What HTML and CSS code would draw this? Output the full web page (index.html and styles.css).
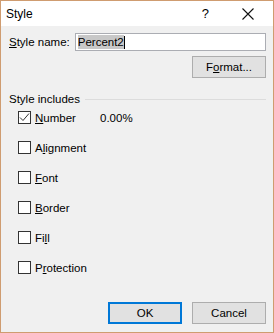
FILE: index.html
```html
<!DOCTYPE html>
<html lang="en">
<head>
    <meta charset="UTF-8">
    <title>Style</title>
    <link rel="stylesheet" href="styles.css">
</head>
<body>
    <div class="dialog">
        <div class="titlebar">
            <span class="title">Style</span>
            <span class="help">?</span>
            <svg class="close" width="12" height="12" viewBox="0 0 12 12">
                <path d="M0.5 0.5 L11.5 11.5 M11.5 0.5 L0.5 11.5" stroke="#111" stroke-width="1.1" fill="none"/>
            </svg>
        </div>

        <div class="content">
            <div class="name-row">
                <label class="name-label"><u>S</u>tyle name:</label>
                <div class="textbox"><span class="selected">Percent2</span><span class="caret"></span></div>
            </div>

            <div class="format-row">
                <button class="btn">F<u>o</u>rmat...</button>
            </div>

            <div class="group-title">
                <span>Style includes</span>
                <div class="rule"></div>
            </div>

            <div class="options">
                <div class="option">
                    <span class="box">
                        <svg width="11" height="11" viewBox="0 0 11 11">
                            <path d="M1 5.5 L4 8.5 L10 1.5" stroke="#333" stroke-width="1" fill="none"/>
                        </svg>
                    </span>
                    <span class="opt-label"><u>N</u>umber</span>
                    <span class="opt-value">0.00%</span>
                </div>
                <div class="option"><span class="box"></span><span class="opt-label">A<u>l</u>ignment</span></div>
                <div class="option"><span class="box"></span><span class="opt-label"><u>F</u>ont</span></div>
                <div class="option"><span class="box"></span><span class="opt-label"><u>B</u>order</span></div>
                <div class="option"><span class="box"></span><span class="opt-label">Fi<u>l</u>l</span></div>
                <div class="option"><span class="box"></span><span class="opt-label">P<u>r</u>otection</span></div>
            </div>

            <div class="buttons">
                <button class="btn default">OK</button>
                <button class="btn">Cancel</button>
            </div>
        </div>
    </div>
</body>
</html>
```

FILE: styles.css
```css
body {
    margin: 0;
    font-family: "Liberation Sans", Arial, sans-serif;
    font-size: 11.5px;
    color: #000;
}

.dialog {
    box-sizing: border-box;
    width: 274px;
    height: 333px;
    border: 1px solid #cf9c70;
    background-color: #f0f0f0;
    display: flex;
    flex-direction: column;
}

.titlebar {
    height: 25px;
    background-color: #fff;
    display: flex;
    align-items: center;
    padding-left: 5px;
}

.title {
    flex: 1;
    font-size: 12px;
}

.help {
    font-size: 13px;
    margin-right: 33px;
}

.close {
    margin-right: 19px;
}

.content {
    flex: 1;
    display: flex;
    flex-direction: column;
    padding: 7px 7px 8px 8px;
}

.name-row {
    display: flex;
    align-items: center;
}

.name-label {
    width: 66px;
}

.textbox {
    box-sizing: border-box;
    width: 192px;
    height: 18px;
    border: 1px solid #abadb3;
    background-color: #fff;
    display: flex;
    align-items: center;
    padding-left: 2px;
}

.selected {
    background-color: #c8c8c8;
    line-height: 14px;
}

.caret {
    width: 1px;
    height: 13px;
    background-color: #000;
}

.format-row {
    display: flex;
    justify-content: flex-end;
    margin-top: 5px;
}

.btn {
    box-sizing: border-box;
    width: 74px;
    height: 22px;
    border: 1px solid #adadad;
    background-color: #e1e1e1;
    font-family: inherit;
    font-size: 11.5px;
    color: #000;
    padding: 0;
}

.btn.default {
    border: 2px solid #0078d7;
}

.group-title {
    display: flex;
    align-items: center;
    margin-top: 14px;
    height: 14px;
}

.rule {
    flex: 1;
    height: 1px;
    background-color: #dcdcdc;
    margin-left: 5px;
}

.options {
    margin-top: 5px;
    padding-left: 9px;
}

.option {
    display: flex;
    align-items: center;
    height: 13px;
    margin-bottom: 17px;
}

.box {
    box-sizing: border-box;
    width: 13px;
    height: 13px;
    border: 1px solid #333;
    background-color: #fff;
    display: flex;
    align-items: center;
    justify-content: center;
    margin-right: 4px;
}

.opt-label {
    width: 65px;
}

.buttons {
    display: flex;
    justify-content: flex-end;
    gap: 10px;
    margin-top: auto;
}
```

WHAT THE TASK ASKS »
Set the pictures aside and transcribe the data above exactly.

TASK SOLUTION »
What HTML and CSS code would draw this? Output the full web page (index.html and styles.css).
FILE: index.html
```html
<!DOCTYPE html>
<html lang="en">
<head>
    <meta charset="UTF-8">
    <title>Style</title>
    <link rel="stylesheet" href="styles.css">
</head>
<body>
    <div class="dialog">
        <div class="titlebar">
            <span class="title">Style</span>
            <span class="help">?</span>
            <svg class="close" width="12" height="12" viewBox="0 0 12 12">
                <path d="M0.5 0.5 L11.5 11.5 M11.5 0.5 L0.5 11.5" stroke="#111" stroke-width="1.1" fill="none"/>
            </svg>
        </div>

        <div class="content">
            <div class="name-row">
                <label class="name-label"><u>S</u>tyle name:</label>
                <div class="textbox"><span class="selected">Percent2</span><span class="caret"></span></div>
            </div>

            <div class="format-row">
                <button class="btn">F<u>o</u>rmat...</button>
            </div>

            <div class="group-title">
                <span>Style includes</span>
                <div class="rule"></div>
            </div>

            <div class="options">
                <div class="option">
                    <span class="box">
                        <svg width="11" height="11" viewBox="0 0 11 11">
                            <path d="M1 5.5 L4 8.5 L10 1.5" stroke="#333" stroke-width="1" fill="none"/>
                        </svg>
                    </span>
                    <span class="opt-label"><u>N</u>umber</span>
                    <span class="opt-value">0.00%</span>
                </div>
                <div class="option"><span class="box"></span><span class="opt-label">A<u>l</u>ignment</span></div>
                <div class="option"><span class="box"></span><span class="opt-label"><u>F</u>ont</span></div>
                <div class="option"><span class="box"></span><span class="opt-label"><u>B</u>order</span></div>
                <div class="option"><span class="box"></span><span class="opt-label">Fi<u>l</u>l</span></div>
                <div class="option"><span class="box"></span><span class="opt-label">P<u>r</u>otection</span></div>
            </div>

            <div class="buttons">
                <button class="btn default">OK</button>
                <button class="btn">Cancel</button>
            </div>
        </div>
    </div>
</body>
</html>
```

FILE: styles.css
```css
body {
    margin: 0;
    font-family: "Liberation Sans", Arial, sans-serif;
    font-size: 11.5px;
    color: #000;
}

.dialog {
    box-sizing: border-box;
    width: 274px;
    height: 333px;
    border: 1px solid #cf9c70;
    background-color: #f0f0f0;
    display: flex;
    flex-direction: column;
}

.titlebar {
    height: 25px;
    background-color: #fff;
    display: flex;
    align-items: center;
    padding-left: 5px;
}

.title {
    flex: 1;
    font-size: 12px;
}

.help {
    font-size: 13px;
    margin-right: 33px;
}

.close {
    margin-right: 19px;
}

.content {
    flex: 1;
    display: flex;
    flex-direction: column;
    padding: 7px 7px 8px 8px;
}

.name-row {
    display: flex;
    align-items: center;
}

.name-label {
    width: 66px;
}

.textbox {
    box-sizing: border-box;
    width: 192px;
    height: 18px;
    border: 1px solid #abadb3;
    background-color: #fff;
    display: flex;
    align-items: center;
    padding-left: 2px;
}

.selected {
    background-color: #c8c8c8;
    line-height: 14px;
}

.caret {
    width: 1px;
    height: 13px;
    background-color: #000;
}

.format-row {
    display: flex;
    justify-content: flex-end;
    margin-top: 5px;
}

.btn {
    box-sizing: border-box;
    width: 74px;
    height: 22px;
    border: 1px solid #adadad;
    background-color: #e1e1e1;
    font-family: inherit;
    font-size: 11.5px;
    color: #000;
    padding: 0;
}

.btn.default {
    border: 2px solid #0078d7;
}

.group-title {
    display: flex;
    align-items: center;
    margin-top: 14px;
    height: 14px;
}

.rule {
    flex: 1;
    height: 1px;
    background-color: #dcdcdc;
    margin-left: 5px;
}

.options {
    margin-top: 5px;
    padding-left: 9px;
}

.option {
    display: flex;
    align-items: center;
    height: 13px;
    margin-bottom: 17px;
}

.box {
    box-sizing: border-box;
    width: 13px;
    height: 13px;
    border: 1px solid #333;
    background-color: #fff;
    display: flex;
    align-items: center;
    justify-content: center;
    margin-right: 4px;
}

.opt-label {
    width: 65px;
}

.buttons {
    display: flex;
    justify-content: flex-end;
    gap: 10px;
    margin-top: auto;
}
```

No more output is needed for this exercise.